Monahans
Daytrotter Session - Mar 25, 2011
- Welcome to Daytrotter
- Roam In Empty Space
- Traveling Song
- The Sun Ship Game
- Into The Expanse 1849
The image that comes to mind when “Roam In Empty Space,” new song from Texas band Monahans starts playing, is one that’s got a cleft in it. It’s a split screen and it’s extremely cinematic. It feels like a bottomless pit, like a stampede of buffalo rushing by, trying to tiptoe, without any chit-chat. They rumble past and you can hear their wooly hides shifted and swishing and you can smell the homeless animal on them, a pungent and earthy stink. It’s a song that feels like a clear window, showing a day that’s been turned into a midnight by an unmovable, warlock of a storm.
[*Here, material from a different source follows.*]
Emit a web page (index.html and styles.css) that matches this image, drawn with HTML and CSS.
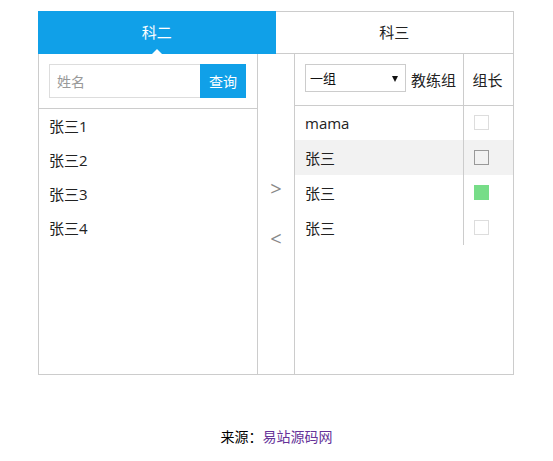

The transparent drops of rain streaking down the slippery glass like scared and scattering mice, exposed from a hiding place in the barn under some hay and some wayward wood. Another image is that of an old flag that seems verbal, agitated and rebellious, up there at the top of that pole. It’s a flag hanging on for dear life, getting whipped in the strong wind, likely left up there and out in the elements for as long as it can remember – from the first day that it was hoisted up there via that rusted pulley. Its edges are tattered and beaten, frayed into strings at the ends and it makes cracking sounds when the wind hits it just right, making it sound like an old man getting out of bed, coming down the stairs and putting a pot of coffee on – all in that relative silence of the morning and the awakening of the knees and ankles.
Monahans make music whose muse is evaporating time – irresponsibly fleeting time, runaway time – and a merciless fear of impermanence. Its albums are anchored by the sparseness of wild horse country and by the confusion that comes when it starts becoming clearer that few things are actually bouts of randomness all just pasted together, but one continuous movement – all ocean, all waving grass feeling that wind again, pushing and prodding it. It’s a band that knows when to sigh and to breathe deeply, pulling in the richness of the exhalations of the trees and the wheat fields. It knows when to charge and to snort and then to pull back again. It’s a band that writes characters that know one thing in life and it’s that they want their rides off into their sunsets to be moments that aren’t seen just as small tokens, but as admirable endpoints.